India needs to set two goals for itself in the wake of the Mumbai massacre—avenging the deaths of the innocents and preventing the recurrence of another attack. Both objectives are interlinked, but there should be no doubt that the second one is paramount. Success in rooting out the terror network will be the best revenge for the Mumbai attack and for that we need to adopt an integrated strategy which will use all the instruments at our command—military, intelligence, diplomatic and financial. The strategy will have to have a short and a longer term perspective.
Some of the elements of the short-term process have already been set in motion— better intelligence coordination, the ability to react more quickly to another Mumbai-type attack and so on.
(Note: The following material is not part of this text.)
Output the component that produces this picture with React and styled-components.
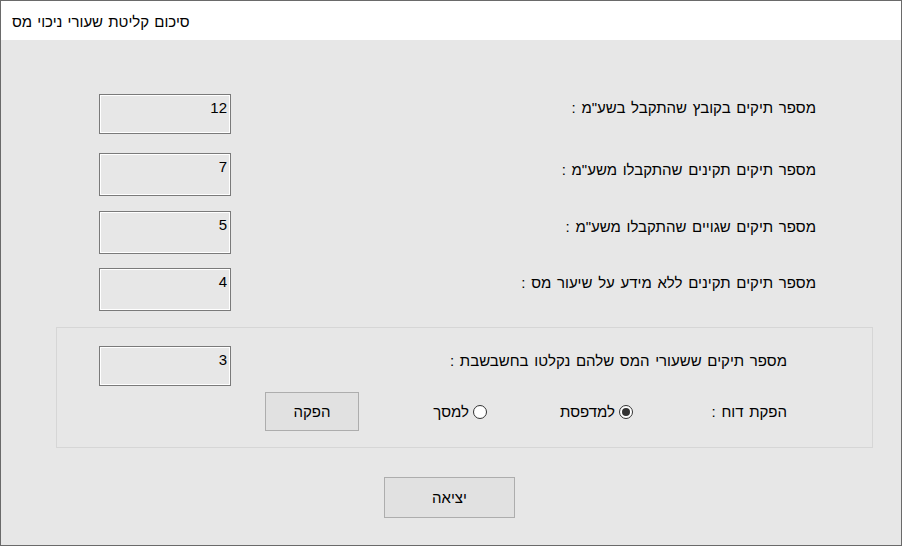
import React from "react";
import styled, { createGlobalStyle } from "styled-components";

const Global = createGlobalStyle`
  html, body { margin: 0; padding: 0; background: #ffffff; }
  body { font-family: "Liberation Sans", "DejaVu Sans", sans-serif; }
  * { box-sizing: border-box; }
`;

const Window = styled.div`
  width: 902px;
  height: 546px;
  border: 1px solid #6a6a6a;
  display: flex;
  flex-direction: column;
  background: #e7e7e7;
  overflow: hidden;
`;

const TitleBar = styled.div`
  height: 39px;
  flex: none;
  background: #ffffff;
  display: flex;
  align-items: center;
  padding-left: 11px;
  font-size: 15px;
  color: #000;
  direction: rtl;
  justify-content: flex-end;
`;

const TitleText = styled.span`
  margin-top: 1px;
  word-spacing: 1px;
`;

const Body = styled.div`
  flex: 1;
  direction: rtl;
  display: flex;
  flex-direction: column;
  padding-top: 54px;
`;

const Row = styled.div`
  height: ${(p) => p.$h}px;
  display: flex;
  align-items: flex-start;
  justify-content: space-between;
  padding-right: ${(p) => p.$pr}px;
  padding-left: ${(p) => p.$pl}px;
`;

const Label = styled.div`
  font-size: 15px;
  color: #000;
  white-space: nowrap;
  word-spacing: 1.5px;
  margin-top: ${(p) => p.$mt || 5}px;
`;

const ValueBox = styled.div`
  width: 132px;
  height: ${(p) => p.$h}px;
  border: 1px solid #7a7a7a;
  box-shadow: inset 0 0 0 1px #ffffff;
  background: #e7e7e7;
  direction: ltr;
  text-align: right;
  font-size: 15px;
  padding: 4px 3px 0 0;
  color: #000;
`;

const Group = styled.div`
  margin: 0 28px 0 55px;
  height: 121px;
  border: 1px solid #d6d6d6;
  display: flex;
  flex-direction: column;
  padding-top: 18px;
`;

const OptionsRow = styled.div`
  display: flex;
  align-items: center;
  padding-right: 85px;
  margin-top: 6px;
`;

const Cell = styled.div`
  width: ${(p) => p.$w}px;
  flex: none;
  display: flex;
  align-items: center;
  font-size: 15px;
  color: #000;
  white-space: nowrap;
  word-spacing: 1.5px;
`;

const RadioCircle = styled.span`
  width: 14px;
  height: 14px;
  border-radius: 50%;
  border: 1px solid #333333;
  background: #ffffff;
  display: inline-flex;
  align-items: center;
  justify-content: center;
  margin-left: 4px;
  flex: none;
  &::after {
    content: "";
    width: 8px;
    height: 8px;
    border-radius: 50%;
    background: #333333;
    display: ${(p) => (p.$checked ? "block" : "none")};
  }
`;

const Button = styled.button`
  width: ${(p) => p.$w}px;
  height: ${(p) => p.$h}px;
  background: #e1e1e1;
  border: 1px solid #adadad;
  font-family: "Liberation Sans", "DejaVu Sans", sans-serif;
  font-size: 15px;
  color: #000;
  padding: 0;
  flex: none;
`;

const Footer = styled.div`
  display: flex;
  justify-content: center;
  padding-top: 29px;
  padding-right: 3px;
`;

const rows = [
  { label: "מספר תיקים בקובץ שהתקבל בשע\"מ :", value: "12", h: 59, box: 40, mt: 5 },
  { label: "מספר תיקים תקינים שהתקבלו משע\"מ :", value: "7", h: 58, box: 43, mt: 8 },
  { label: "מספר תיקים שגויים שהתקבלו משע\"מ :", value: "5", h: 57, box: 43, mt: 7 },
  { label: "מספר תיקים תקינים ללא מידע על שיעור מס :", value: "4", h: 59, box: 43, mt: 6 },
];

export default function App() {
  return (
    <>
      <Global />
      <Window>
        <TitleBar>
          <TitleText>סיכום קליטת שעורי ניכוי מס</TitleText>
        </TitleBar>
        <Body>
          {rows.map((r) => (
            <Row key={r.label} $h={r.h} $pr={85} $pl={98}>
              <Label $mt={r.mt}>{r.label}</Label>
              <ValueBox $h={r.box}>{r.value}</ValueBox>
            </Row>
          ))}
          <Group>
            <Row $h={40} $pr={85} $pl={42}>
              <Label $mt={6}>מספר תיקים ששעורי המס שלהם נקלטו בחשבשבת :</Label>
              <ValueBox $h={40}>3</ValueBox>
            </Row>
            <OptionsRow>
              <Cell $w={154}>הפקת דוח :</Cell>
              <Cell $w={146}>
                <RadioCircle $checked />
                למדפסת
              </Cell>
              <Cell $w={128}>
                <RadioCircle />
                למסך
              </Cell>
              <Button $w={94} $h={39}>הפקה</Button>
            </OptionsRow>
          </Group>
          <Footer>
            <Button $w={131} $h={41}>יציאה</Button>
          </Footer>
        </Body>
      </Window>
    </>
  );
}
But everyone knows that even now we are a long way off from achieving the goal of ensuring that India’s borders are not so easily breached. Given the open borders at Nepal and Bangladesh, we need a lot of diplomatic and intelligence work to ensure that terrorists from Pakistan do not find it easy to use the Kathmandu or Dhaka option. There is a great deal of work as yet to be done in securing our 7,500 km long coastline. It will take at least five years and a lot of hard work to ensure that small fishing boats cannot slip in to land terrorist commando teams on the Indian shore. This requires enhanced policing with a triple layer—Navy, Coast Guard and State police—cordon along our maritime boundary.
The Multi-Agency Centre has gotten going but it still requires a lot of effort to ensure that a varied group of people— Intelligence Bureau, Research & Analysis Wing, economic intelligence organisations, military intelligence, state intelligence services—can work as a single team. On paper this looks simple, but habits of a life-time which include a fierce turf mentality are not so easily overcome.
The MAC is expected to evolve into a National Counter-Terrorism Centre. Again, it is important not to be fooled by paper achievement. The US had one going for the past three years, yet, the centre failed to pick up the most obvious clues left by Umar Abdulmuttalab, the underwear bomber. The ultimate proof of the pudding will be in its eating.

Police

Lamentably, the biggest failure remains at the bottom of the security pyramid. The policing system in this country remains unchanged. It is corrupt, illiterate and brutal. Policemen who are on the take and are involved in criminal acts can hardly be the instruments to fight the subtle and sinister forces of terrorism. People talk of police reform and structural changes, but there is the simple issue of humanising the policeman who instead of seeing service to citizens as a duty, sees them as a potential target for exploitation.
Strengthening fortress India is, no doubt, a major challenge. But only diplomacy of the benign and the coercive variety can be the genuine game-changer. And the game that needs to be changed is called Pakistan. As we have learnt, most recently from the Times Square bomber, Pakistan is both the fountainhead and sanctuary for international terrorism. Faisal Shehzad emerged from a Waziristan training camp to go to the US and launch his strike, and after that he sought to flee back to Pakistan, a country where he would have presumably found sanctuary, which may not have been officially sanctioned as in the case of terrorists who attack India, but at least from those who sent him out in the first place.

Pakistan

New Delhi is involved in a complex exercise in engaging Pakistan even while seeking to contain Islamabad’s proclivity to use terrorism as an instrument of state policy, or at least to tolerate the activities of those terrorists who are inimical to India. Pakistan of today is not the same as that of 2007 when we were able to come close to a solution for the Jammu & Kashmir dispute and get a sharp reduction of the movement of terrorists across the Line of Control. The Pakistan of 2010 is more conflicted and confusing.
At one level no one seems to be in-charge, at the other the process of the restoration of a civilian government seems to be under way. Then, on one hand, the Pakistan Army is permitting terrorists to cross the LoC in larger numbers, on the other, it is itself involved in a mortal conflict with the god-fathers of those terrorists in Waziristan. One part of the cocky GHQ expects that with the Americans under control things will soon be back to the halcyon days of the late 1990s when they ran the regime in Kabul. But there are quite a few who know that the Taliban of today are not the same as the ones who angered the world by wantonly destroying the Bamiyan Buddhas and that a Taliban government could prove to be more than a handful for Islamabad, especially if the latter is not able to ensure that its writ runs in the Tribal Areas of Pakistan.
India needs to factor in these issues whether talking to or building up pressure against Pakistan. India’s real revenge will be in helping the transformation of Pakistan into a normal society, one that no longer takes pride in jihadi gunmen, leave alone provide them training and shelter.